Your task is to retype the lines from the opening of the material through the line that includes "const menu = ['File', 'Edit', 'Debug', 'Tools', 'View', 'Help'];". Do not copy the pictures.

-- Start of Recorded data --

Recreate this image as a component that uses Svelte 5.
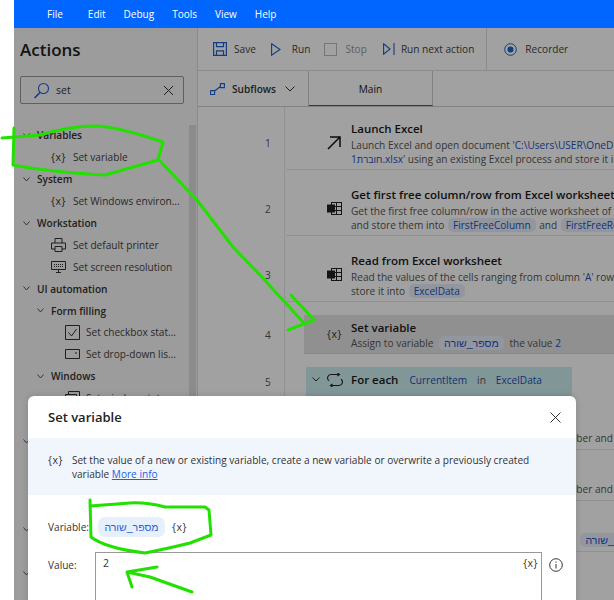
<script>
	const menu = ['File', 'Edit', 'Debug', 'Tools', 'View', 'Help'];

	// sidebar tree: group > sub or action > nested action
	const tree = [
		{ label: 'Variables', kind: 'group' },
		{ label: 'Set variable', kind: 'action', icon: 'x' },
		{ label: 'System', kind: 'group' },
		{ label: 'Set Windows environ...', kind: 'action', icon: 'x' },
		{ label: 'Workstation', kind: 'group' },
		{ label: 'Set default printer', kind: 'action', icon: 'printer' },
		{ label: 'Set screen resolution', kind: 'action', icon: 'screen' },
		{ label: 'UI automation', kind: 'group' },
		{ label: 'Form filling', kind: 'sub' },
		{ label: 'Set checkbox stat...', kind: 'nested', icon: 'check' },
		{ label: 'Set drop-down lis...', kind: 'nested', icon: 'drop' },
		{ label: 'Windows', kind: 'sub' },
		{ label: 'Set window state', kind: 'nested', icon: 'window' },
		{ label: 'Set window visibility', kind: 'nested', icon: 'window' },
		{ label: 'Excel', kind: 'group' },
		{ label: 'Set active worksheet', kind: 'action', icon: 'x' },
		{ label: 'Set cell color', kind: 'action', icon: 'x' },
		{ label: 'Set column width', kind: 'action', icon: 'x' },
		{ label: 'Database', kind: 'group' },
		{ label: 'Set connection', kind: 'action', icon: 'x' },
		{ label: 'Web', kind: 'group' }
	];
</script>

{#snippet excelIcon()}
	<svg width="15" height="13" viewBox="0 0 15 13" fill="none">
		<rect x="4.500" y="0.500" width="10" height="12" stroke="#222" />
		<path d="M4.500 4.500h10M4.500 8.500h10M9.500 0.500v12" stroke="#222" />
		<rect x="0" y="2.500" width="8" height="8" fill="#222" />
	</svg>
{/snippet}

<div class="app">
	<header class="menubar">
		{#each menu as item}
			<span>{item}</span>
		{/each}
	</header>

	<div class="body">
		<aside class="sidebar">
			<h1>Actions</h1>
			<div class="search">
				<svg width="17" height="17" viewBox="0 0 17 17" fill="none" stroke="#1f5fd0" stroke-width="1.100">
					<circle cx="10.500" cy="6.500" r="5" />
					<path d="M7 10.500 1.500 16" stroke-width="1.600" />
				</svg>
				<span class="query">set</span>
				<svg width="11" height="11" viewBox="0 0 11 11" stroke="#333" stroke-width="1">
					<path d="M1 1l9 9M10 1l-9 9" />
				</svg>
			</div>
			<div class="tree">
				{#each tree as node}
					<div class="node {node.kind}">
						{#if node.kind === 'group' || node.kind === 'sub'}
							<svg width="7" height="5" viewBox="0 0 7 5" fill="none" stroke="#555">
								<path d="M.5.500 3.500 4 6.500.5" />
							</svg>
						{:else if node.icon === 'x'}
							<span class="varicon">{'{x}'}</span>
						{:else if node.icon === 'printer'}
							<svg width="15" height="14" viewBox="0 0 15 14" fill="none" stroke="#333">
								<path d="M4 5V.5h7V5M4 11H.5V5h14v6H11M4 8.500h7v5H4z" />
							</svg>
						{:else if node.icon === 'screen'}
							<svg width="15" height="12" viewBox="0 0 15 12" fill="none" stroke="#333">
								<path d="M.5.500h14v8H.5zM7.500 8.500v3M5 11.500h5" />
								<path d="M3 3.500h9M3 5.500h9" stroke-dasharray="1 1" />
							</svg>
						{:else if node.icon === 'check'}
							<svg width="15" height="15" viewBox="0 0 15 15" fill="none" stroke="#333">
								<path d="M.5.500h14v14H.5zM3.500 7.500 6.500 11 11.500 4" />
							</svg>
						{:else if node.icon === 'drop'}
							<svg width="15" height="10" viewBox="0 0 15 10" fill="none" stroke="#333">
								<path d="M.5.500h14v9H.5zM10 4h2" />
							</svg>
						{:else if node.icon === 'window'}
							<svg width="15" height="14" viewBox="0 0 15 14" fill="none" stroke="#333">
								<path d="M3.500 3V.5h11v9H12M.5 3.500h11v10H.5zM.5 6h11" />
							</svg>
						{/if}
						<span>{node.label}</span>
					</div>
				{/each}
			</div>
			<div class="scrollbar"></div>
		</aside>

		<main class="main">
			<div class="toolbar">
				<div class="tool save">
					<svg width="14" height="14" viewBox="0 0 14 14" fill="none" stroke="#1f5fd0" stroke-width="1.200">
						<path d="M.6.600h12.800v12.800H.6zM3.500.600v4h7v-4M3.500 13.400v-4.500h7v4.500" />
					</svg>
					<span>Save</span>
				</div>
				<div class="tool run">
					<svg width="10" height="13" viewBox="0 0 10 13" fill="none" stroke="#1f5fd0" stroke-width="1.100">
						<path d="M.6.800 9 6.500.6 12.200z" />
					</svg>
					<span>Run</span>
				</div>
				<div class="tool stop">
					<span class="stopbox"></span>
					<span class="muted">Stop</span>
				</div>
				<div class="tool next">
					<svg width="12" height="12" viewBox="0 0 12 12" fill="none" stroke="#1f5fd0" stroke-width="1.100">
						<path d="M.6.800 7 6 .6 11.200zM11 0v12" />
					</svg>
					<span>Run next action</span>
				</div>
				<div class="tool recorder">
					<svg width="13" height="13" viewBox="0 0 13 13" fill="none">
						<circle cx="6.500" cy="6.500" r="5.800" stroke="#1f5fd0" />
						<circle cx="6.500" cy="6.500" r="3" fill="#1f5fd0" />
					</svg>
					<span>Recorder</span>
				</div>
			</div>

			<div class="tabs">
				<div class="subflows">
					<svg width="15" height="12" viewBox="0 0 15 12" fill="none" stroke="#1f5fd0" stroke-width="1.100">
						<path d="M.6 7.600h4v4h-4zM10.400.6h4v4h-4zM4.600 8 10.400 3.500" />
					</svg>
					<span>Subflows</span>
					<svg width="10" height="6" viewBox="0 0 10 6" fill="none" stroke="#333">
						<path d="M.5.500 5 5 9.500.5" />
					</svg>
				</div>
				<div class="tab">Main</div>
			</div>

			<div class="flow">
				<div class="gutter-line"></div>

				<div class="row first">
					<span class="num">1</span>
					<span class="rowicon">
						<svg width="14" height="14" viewBox="0 0 14 14" fill="none" stroke="#111" stroke-width="1.500">
							<path d="M1 13 13 1M3 1h10v10" />
						</svg>
					</span>
					<div class="rowtext">
						<div class="title">Launch Excel</div>
						<div class="desc">Launch Excel and open document <span class="val">'C:\Users\USER\OneDrive\Desktop\</span></div>
						<div class="desc"><span class="val">חוברת1.xlsx'</span> using an existing Excel process and store it into</div>
					</div>
				</div>

				<div class="row">
					<span class="num">2</span>
					<span class="rowicon">{@render excelIcon()}</span>
					<div class="rowtext">
						<div class="title">Get first free column/row from Excel worksheet</div>
						<div class="desc">Get the first free column/row in the active worksheet of the Excel</div>
						<div class="desc">and store them into <span class="pill">FirstFreeColumn</span> and <span class="pill">FirstFreeRow</span></div>
					</div>
				</div>

				<div class="row">
					<span class="num">3</span>
					<span class="rowicon">{@render excelIcon()}</span>
					<div class="rowtext">
						<div class="title">Read from Excel worksheet</div>
						<div class="desc">Read the values of the cells ranging from column <span class="val">'A'</span> row and</div>
						<div class="desc">store it into <span class="pill">ExcelData</span></div>
					</div>
				</div>

				<div class="row selected">
					<span class="num">4</span>
					<span class="rowicon varicon">{'{x}'}</span>
					<div class="rowtext">
						<div class="title">Set variable</div>
						<div class="desc">Assign to variable <span class="pill he">מספר_שורה</span> the value <span class="val">2</span></div>
					</div>
				</div>

				<div class="row loop">
					<span class="num">5</span>
					<div class="loopbar">
						<svg width="8" height="5" viewBox="0 0 8 5" fill="none" stroke="#333">
							<path d="M.5.500 4 4 7.500.5" />
						</svg>
						<svg width="16" height="14" viewBox="0 0 16 14" fill="none" stroke="#222" stroke-width="1.100">
							<path d="M12 1.500h-8a3.500 3.500 0 0 0-2 6.300M4 12.500h8a3.500 3.500 0 0 0 2-6.300M10.500 0 12.500 1.500 10.500 3M5.500 11 3.500 12.500 5.500 14" />
						</svg>
						<span class="title">For each</span>
						<span class="val">CurrentItem</span>
						<span class="desc in">in</span>
						<span class="val">ExcelData</span>
					</div>
				</div>

				<div class="row nested">
					<div class="rowtext">
						<div class="title">Convert text to number</div>
						<div class="desc">Convert the text in the current column to a number and</div>
					</div>
				</div>
				<div class="row nested">
					<div class="rowtext">
						<div class="title">Convert text to number</div>
						<div class="desc">Convert the text in the current column to a number and</div>
					</div>
				</div>
				<div class="row nested">
					<div class="rowtext">
						<div class="title">Write to Excel worksheet</div>
						<div class="desc">Write the value of the current cell into a column <span class="pill he">מספר_שורה</span></div>
					</div>
				</div>
			</div>
		</main>

		<div class="scrim"></div>
	</div>

	<section class="dialog">
		<div class="dialog-head">
			<h2>Set variable</h2>
			<svg width="11" height="11" viewBox="0 0 11 11" stroke="#333" stroke-width="1">
				<path d="M.5.500l10 10M10.500.500l-10 10" />
			</svg>
		</div>
		<div class="info">
			<span class="varicon">{'{x}'}</span>
			<p>Set the value of a new or existing variable, create a new variable or overwrite a previously created variable <a href="#info">More info</a></p>
		</div>
		<div class="field variable">
			<span class="label">Variable:</span>
			<span class="varpill">מספר_שורה</span>
			<span class="varicon">{'{x}'}</span>
		</div>
		<div class="field value">
			<span class="label">Value:</span>
			<div class="input">
				<span>2</span>
				<span class="varicon">{'{x}'}</span>
			</div>
			<svg class="infoicon" width="14" height="14" viewBox="0 0 14 14" fill="none" stroke="#333">
				<circle cx="7" cy="7" r="6.300" />
				<path d="M7 6v4.500M7 3.500v1.200" />
			</svg>
		</div>
	</section>

	<!-- green marker scribbled over the screenshot -->
	<svg class="marker" width="614" height="600" viewBox="0 0 614 600" fill="none" stroke="#22e000" stroke-width="3" stroke-linecap="round" stroke-linejoin="round">
		<path d="M2 138 40 135Q70 126 95 126 115 126 163 142L158 160Q130 168 105 175 50 172 13 165L14 128" />
		<path d="M160 161 197 200 233 247 260 275 303 322" />
		<path d="M291 295 314 320 288 330" />
		<path d="M90 500 91 537Q105 548 145 553 170 548 190 543L211 535 209 510 205 507H165Q145 502 130 503L90 506" />
		<path d="M192 592 150 577 127 572 132 587M127 572 157 567" />
	</svg>
</div>

<style>
	:global(body) {
		background: #fff;
	}

	.app {
		position: relative;
		width: 614px;
		height: 600px;
		overflow: hidden;
		font-family: 'Open Sans', 'Liberation Sans', sans-serif;
		font-size: 10.100px;
		color: #333;
		padding-left: 14px;
		box-sizing: border-box;
		background: #fff;
	}

	.menubar {
		height: 28px;
		background: #0066ff;
		color: #fff;
		display: flex;
		align-items: center;
		gap: 18px;
		padding-left: 33px;
		font-size: 10px;
	}

	.menubar span:first-child {
		margin-right: 7px;
	}

	.body {
		position: relative;
		display: flex;
		height: 572px;
		background: #fff;
	}

	.scrim {
		position: absolute;
		inset: 0;
		background: rgba(0, 0, 0, 0.37);
	}

	.sidebar {
		position: relative;
		width: 183px;
		flex-shrink: 0;
		background: #f7f7f7;
		border-right: 1px solid #ddd;
	}

	h1 {
		margin: 10px 0 0 6px;
		font-size: 17px;
		font-weight: 600;
		color: #222;
		line-height: 24px;
	}

	.search {
		display: flex;
		align-items: center;
		height: 26px;
		margin: 14px 0 0 6px;
		width: 141px;
		border: 1px solid #999;
		border-radius: 2px;
		padding: 0 9px 0 12px;
		gap: 6px;
	}

	.query {
		flex: 1;
		font-size: 10.500px;
	}

	.tree {
		margin-top: 20.500px;
	}

	.node {
		display: flex;
		align-items: center;
		height: 21.900px;
		white-space: nowrap;
	}

	.node.group {
		font-weight: 600;
		padding-left: 9px;
		gap: 7px;
	}

	.node.sub {
		font-weight: 600;
		padding-left: 23px;
		gap: 7px;
	}

	.node.action {
		padding-left: 37px;
		gap: 7px;
		color: #444;
	}

	.node.nested {
		padding-left: 51px;
		gap: 6px;
		color: #444;
	}

	.varicon {
		font-size: 10.500px;
		letter-spacing: 0.500px;
		color: #333;
	}

	.scrollbar {
		position: absolute;
		left: 175px;
		top: 97px;
		bottom: 0;
		width: 7px;
		background: #dcdcdc;
	}

	.main {
		flex: 1;
		min-width: 0;
		background: #fff;
	}

	.toolbar {
		display: flex;
		align-items: center;
		height: 43px;
		padding-left: 15px;
		border-bottom: 1px solid #ddd;
		box-sizing: border-box;
	}

	.tool {
		display: flex;
		align-items: center;
		gap: 7px;
		color: #444;
	}

	.run {
		margin-left: 15px;
		gap: 11px;
	}

	.stop {
		margin-left: 14px;
		gap: 8px;
	}

	.stopbox {
		width: 11px;
		height: 11px;
		border: 1px solid #bbb;
	}

	.muted {
		color: #999;
	}

	.next {
		margin-left: 16px;
		gap: 6px;
	}

	.recorder {
		margin-left: 12px;
		padding-left: 17px;
		border-left: 1px solid #ddd;
		height: 43px;
		gap: 8px;
	}

	.tabs {
		display: flex;
		height: 36px;
		border-bottom: 1px solid #ccc;
		box-sizing: border-box;
	}

	.subflows {
		display: flex;
		align-items: center;
		gap: 7px;
		width: 111px;
		padding-left: 12px;
		box-sizing: border-box;
		font-weight: 600;
		border-right: 1px solid #ccc;
		flex-shrink: 0;
	}

	.subflows svg:last-child {
		margin-left: 2px;
	}

	.tab {
		width: 124px;
		text-align: center;
		line-height: 36px;
		border-right: 1px solid #ccc;
		border-bottom: 1px solid #1f5fd0;
		box-sizing: border-box;
		color: #222;
	}

	.flow {
		position: relative;
	}

	.gutter-line {
		position: absolute;
		left: 86px;
		top: 0;
		height: 600px;
		border-left: 1px solid #e6e6e6;
	}

	.row {
		position: relative;
		display: flex;
		align-items: flex-start;
		height: 66px;
		margin-left: 88px;
		padding: 17px 0 0 65px;
		border-bottom: 1px solid #e6e6e6;
		box-sizing: border-box;
		white-space: nowrap;
	}

	.row.first {
		height: 63px;
		padding-top: 14px;
	}

	.num {
		position: absolute;
		top: 32px;
		left: -18px;
		color: #555;
		transform: translateX(-50%);
	}

	.rowicon {
		position: absolute;
		top: 32px;
		left: 41px;
		display: flex;
	}

	.first .num,
	.first .rowicon {
		top: 29px;
	}

	.title {
		font-size: 11.500px;
		font-weight: 600;
		color: #1a1a1a;
		line-height: 15px;
		margin-bottom: 2px;
	}

	.desc {
		line-height: 14px;
		color: #555;
	}

	.val {
		color: #1f4fc0;
	}

	.pill {
		display: inline-block;
		line-height: 14px;
		margin: 0 1px;
		padding: 0 5px;
		border-radius: 5px;
		background: #e8f0fc;
		color: #1f4fc0;
	}

	.pill.he {
		font-family: 'Liberation Sans', sans-serif;
		font-size: 10.600px;
		margin: 0 3px;
	}

	.row.selected {
		height: 52px;
		border-bottom: none;
		padding-top: 18px;
	}

	.row.selected::before {
		content: '';
		position: absolute;
		left: 18px;
		right: 0;
		top: 13px;
		bottom: 0;
		background: #e4e4e4;
		border-bottom: 1px solid #d6d6d6;
	}

	.row.selected .rowtext {
		position: relative;
	}

	.row.selected .desc {
		margin-top: -1px;
	}

	.row.selected .rowicon {
		top: 25px;
	}

	.row.selected .num {
		top: 26px;
	}

	.row.loop {
		height: 45px;
		border-bottom: none;
		padding: 0;
	}

	.row.loop .num {
		top: 21px;
	}

	.loopbar {
		margin: 13px 0 0 20px;
		width: 266px;
		height: 32px;
		background: #cdeeee;
		display: flex;
		align-items: center;
		gap: 7px;
		padding: 0 0 7px 6px;
		box-sizing: border-box;
		flex-shrink: 0;
	}

	.loopbar .title {
		margin: 0 4px 0 1px;
	}

	.in {
		margin: 0 3px;
	}

	.row.nested {
		height: 51px;
		padding-top: 15px;
	}

	.dialog {
		position: absolute;
		left: 28px;
		top: 396px;
		width: 548px;
		height: 260px;
		background: #fff;
		border-radius: 6px;
		box-shadow: 0 0 6px rgba(0, 0, 0, 0.150);
	}

	.dialog-head {
		display: flex;
		align-items: center;
		justify-content: space-between;
		height: 42px;
		padding: 0 15px 0 20px;
	}

	h2 {
		margin: 0;
		font-size: 13px;
		font-weight: 600;
		color: #222;
	}

	.info {
		display: flex;
		gap: 9px;
		height: 57px;
		padding: 15px 30px 0 20px;
		box-sizing: border-box;
		background: #f1f6fd;
	}

	.info p {
		margin: 0;
		line-height: 14px;
		color: #333;
		flex: 1;
	}

	.info a {
		color: #1f5fe0;
		text-decoration: underline;
	}

	.field {
		display: flex;
	}

	.label {
		width: 47px;
		color: #333;
		flex-shrink: 0;
		font-size: 10.100px;
	}

	.variable {
		align-items: center;
		padding: 22px 0 0 20px;
	}

	.varpill {
		display: inline-block;
		width: 67px;
		height: 20px;
		line-height: 20px;
		margin-left: 3px;
		text-align: center;
		border-radius: 7px;
		background: #e6effc;
		color: #2b5fd9;
		font-size: 10.500px;
		font-family: 'Liberation Sans', sans-serif;
	}

	.variable .varicon {
		margin-left: 7px;
	}

	.value {
		position: relative;
		padding: 15px 0 0 20px;
	}

	.value .label {
		padding-top: 6px;
	}

	.input {
		display: flex;
		justify-content: space-between;
		width: 447px;
		height: 80px;
		padding: 3px 3px 0 7px;
		box-sizing: border-box;
		border: 1px solid #999;
		color: #333;
		font-size: 10.500px;
	}

	.infoicon {
		margin: 6px 0 0 7px;
	}

	.marker {
		position: absolute;
		left: 0;
		top: 0;
		pointer-events: none;
	}
</style>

-- End of Recorded data --

- Task answer -
Recreate this image as a component that uses Svelte 5.
<script>
	const menu = ['File', 'Edit', 'Debug', 'Tools', 'View', 'Help'];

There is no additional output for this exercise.